ABSTRACT

Can economists and economic historians of technology usefully continue to take a black box approach in modeling the phenomena characterized as “learning by doing”? Is it sufficient for their purposes to sometimes hypothesize, and other times to document the existence of the empirical relationship between some measure of technological improvement and some measure of “experience,” dubbing it “the learning curve”? I suggest that rather than continuing to go on in this way, greater efforts should be made to unpack this black box and examine distinct and interrelated processes of learning that, in practical contexts of technological management under conditions of incomplete information, are taking place in the domains of cognitive progress and behavioral adaptation. The subject of this paper can be described in abstract terms as being concerned with human learning behaviors and the roles of cognitive understanding (and mis-understanding) in the evolution of control over complex and imperfectly observed stochastic processes. This surely represents important territory for historical social scientists in general, and for students of the evolution of technological knowledge in particular. From the foregoing description one reasonably could suppose that this is an inquiry into the influences of evolutionary processes upon human cognition.

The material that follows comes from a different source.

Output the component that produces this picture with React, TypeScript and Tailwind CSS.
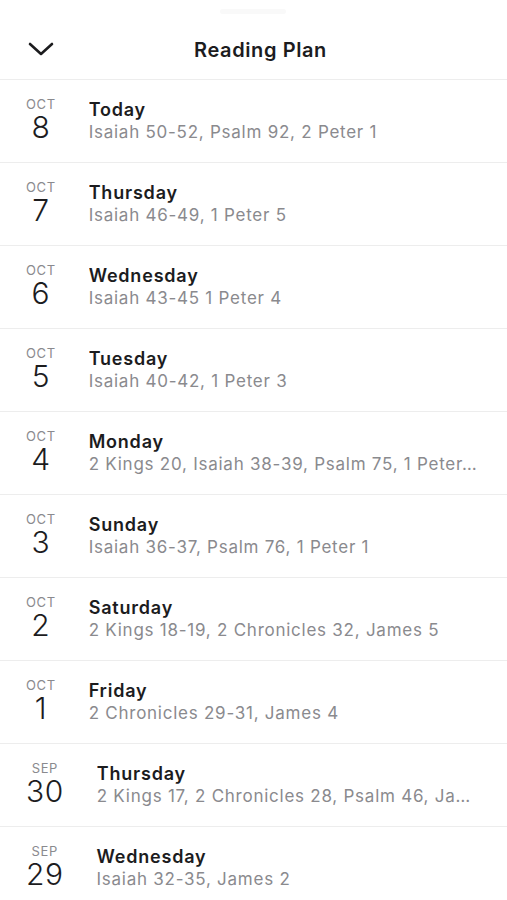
import React from "react";

const rows = [
  { m: "OCT", d: "8", t: "Today", s: "Isaiah 50-52, Psalm 92, 2 Peter 1" },
  { m: "OCT", d: "7", t: "Thursday", s: "Isaiah 46-49, 1 Peter 5" },
  { m: "OCT", d: "6", t: "Wednesday", s: "Isaiah 43-45 1 Peter 4" },
  { m: "OCT", d: "5", t: "Tuesday", s: "Isaiah 40-42, 1 Peter 3" },
  { m: "OCT", d: "4", t: "Monday", s: "2 Kings 20, Isaiah 38-39, Psalm 75, 1 Peter…" },
  { m: "OCT", d: "3", t: "Sunday", s: "Isaiah 36-37, Psalm 76, 1 Peter 1" },
  { m: "OCT", d: "2", t: "Saturday", s: "2 Kings 18-19, 2 Chronicles 32, James 5" },
  { m: "OCT", d: "1", t: "Friday", s: "2 Chronicles 29-31, James 4" },
  { m: "SEP", d: "30", t: "Thursday", s: "2 Kings 17, 2 Chronicles 28, Psalm 46, Ja…" },
  { m: "SEP", d: "29", t: "Wednesday", s: "Isaiah 32-35, James 2" },
];

export default function App() {
  return (
    <div
      className="w-[507px] h-[900px] overflow-hidden bg-white text-[#1c1c1e]"
      style={{ fontFamily: "Inter, 'Noto Sans', sans-serif" }}
    >
      <div className="h-[80px] relative flex items-center justify-center border-b border-[#ededed] pt-[20px] pl-[14px]">
        <div className="absolute top-[9px] left-[220px] w-[66px] h-[5px] rounded-full bg-[#f9f9f9]" />
        <svg
          className="absolute left-[27px] top-[40px]"
          width="28"
          height="18"
          viewBox="0 0 28 18"
          fill="none"
        >
          <path d="M3 4 L14 14 L25 4" stroke="#1c1c1e" strokeWidth="2.6" strokeLinecap="round" strokeLinejoin="round" />
        </svg>
        <span className="text-[20px] leading-[24px] font-semibold tracking-[0.6px]">Reading Plan</span>
      </div>
      {rows.map((r, i) => (
        <div key={i} className="h-[83px] flex items-center border-b border-[#ededed] pl-[26px] pr-[22px]">
          <div className="flex flex-col items-center shrink-0 mt-[-2px]">
            <span className="text-[13px] leading-[16px] text-[#8a8a8e] tracking-[0.6px]">{r.m}</span>
            <span className="text-[30px] leading-[36px] font-light text-[#1c1c1e] tracking-[0.5px] mt-[-3px]">{r.d}</span>
          </div>
          <div className="min-w-0 flex-1 ml-[33px] flex flex-col mt-[-1px]">
            <span className="text-[18px] leading-[22px] font-semibold tracking-[0.8px] truncate">{r.t}</span>
            <span className="text-[17px] leading-[22px] text-[#8a8a8e] tracking-[0.75px] truncate">{r.s}</span>
          </div>
        </div>
      ))}
    </div>
  );
}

If the “evolutionary epistemology” label is to be applied in a manner that will not mislead and eventually disappoint those who trust its accuracy, however, it should be read in this instance as referring simply to the proposition that conceptual change is an evolutionary process, or can be modeled usefully as such. 1 Nothing in the following pages will address the preoccupations of the other branch of inquiry in the literature so designated – the branch concerned with the epistemological implications that might follow from the fact of the human organism’s evolutionary origins. 2 Nevertheless, even so delimited, the general subject matter ought to hold some considerable interest for students of the history of the interplay between ideas and material civilization.